Islam discourages music not because sound itself is evil, but because of what it can do to the heart.
In Islamic tradition, anything that distracts from remembrance of Allah, inflames desire, or pulls a person away from presence and accountability is treated with caution.
Music, especially when it becomes constant stimulation or emotional escape, has the power to bypass reason and go straight to the heart, shaping mood, attachment, memory, and identity.
For many scholars, the concern isn’t a single song or sound, but how easily music becomes a replacement for reflection, silence, or spiritual awareness. When something consistently fills inner space, it leaves less room for remembrance, prayer, and intentional stillness.
That understanding matters to me, because the discouragement never felt arbitrary. It wasn’t about punishment or control. It was about guarding the heart.
And that’s exactly why this was so hard for me.
Before I converted to Islam, music was a big part of my identity.
I was a big music lover. I would wake up and start my day with music. I listened to it at work just to get through the day, played it in traffic, played it when I got home, and fell asleep to it at night. It was constant.
Looking back, it functioned like an addiction, or at least a dependency. I’d been this way since childhood.
For the longest time, my dream wasn’t even to make films at first, it was to write, direct, and edit music videos. I loved how music and visuals came together to tell stories without words.
That pull toward rhythm, movement, and emotion shaped not just what I listened to, but how I imagined my creative future.
Islam didn’t necessarily get in the way of those dreams, I was already struggling with things like performance anxiety, low confidence and had an unhealthy fixation on perfectionism when it came to any project.
So when I chose Islam, those dreams felt even further away.

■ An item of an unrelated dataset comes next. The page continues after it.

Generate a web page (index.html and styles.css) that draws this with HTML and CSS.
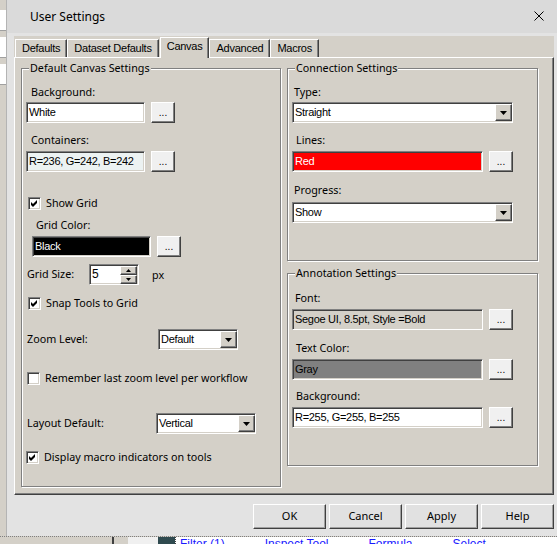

There’s a lot of conversation online about whether music is haram or permissible, often reduced to certainty and confidence. But what gets lost is the internal experience of someone who deeply loves music and then chooses a faith that asks them to question its place in their life.
For me, it was never just about rules. It was about attachment.
There was a period of time where I stopped listening to music altogether.
And surprisingly, it wasn’t as miserable as people might imagine.
Without music constantly filling space, my inner world became quieter. More exposed. I became more aware of my thoughts, my emotional patterns, my impulses. Silence forced me to sit with myself instead of escaping into sound.
It felt raw, but also grounding.
I don’t regret that period at all. It taught me that I could live without music, and that my nervous system didn’t actually need constant input to survive.
But I’d be lying if I said I stayed there.
At some point, I eventually caved and went back to listening to it more. Not as much as I did before of course, but I just couldn’t cut it out completely. Like Indefinitely.
I also started to notice how deeply I had conditioned my body around music. I trained myself to work out with it to the point where exercising without music felt almost impossible. Silence made movement feel dull and unmotivating.
Traditional workouts felt boring to me, which is why I was always more drawn to things like dance cardio, movement that stayed rhythmic, expressive, and stimulated. Without music, my body didn’t know how to engage in the same way.
And I had to confront something uncomfortable, that my relationship with music wasn’t neutral. It could soothe me, but it could also pull me back into emotional states I had worked hard to leave behind.
Old identities. Old wounds. Old versions of myself. I didn’t like that very much.
That’s where the struggle really lives for me, not in whether I can listen to music, but in how deeply it can move me away from presence if I’m not too careful.
Over time, especially after taking a long break from music, I started to notice something clearly. Fast, loud, rhythm-heavy songs, the kind of music I’m most drawn to, had been contributing to my anxiety .
When I tried listening again while doing something neutral like homework, the reaction was obvious. I would start to feel shaky and overstimulated, even though I don’t normally feel that way when I study.
My heart would race, my thoughts would speed up, and my body would feel unsettled. I realized it wasn’t just enjoyment, it was a dopamine rush. When the music stopped, silence felt uncomfortable rather than calming.
Once I understood that this kind of music stimulates my nervous system and stress hormones, it finally made sense. What I had once experienced as emotional release was often just overstimulation.
It also helped to learn how music affects the brain scientifically. Music has a powerful neurological impact. It activates the dopamine reward system, stimulates the emotional centers of the limbic brain, and can influence nervous system arousal almost immediately.
While this can be soothing or uplifting in the short term, excessive or constant exposure can make the brain reliant on stimulation, reduce tolerance for silence, and keep certain emotions looping rather than fully processing.
Because music bypasses logical thought and connects directly to memory and emotion, it can feel deeply comforting. But that same pathway can also resurface old memories, including painful or unresolved ones, before the mind has a chance to filter or ground them.
In doing so, music can subtly pull me away from stillness, reflection, presence or even feeling peace. Over time, calm states can begin to feel unfamiliar or even uncomfortable.
Realizing this helped me limit how much I listen to music. I no longer aim for perfection. I aim for awareness. I accept that this is part of my jihad (struggle).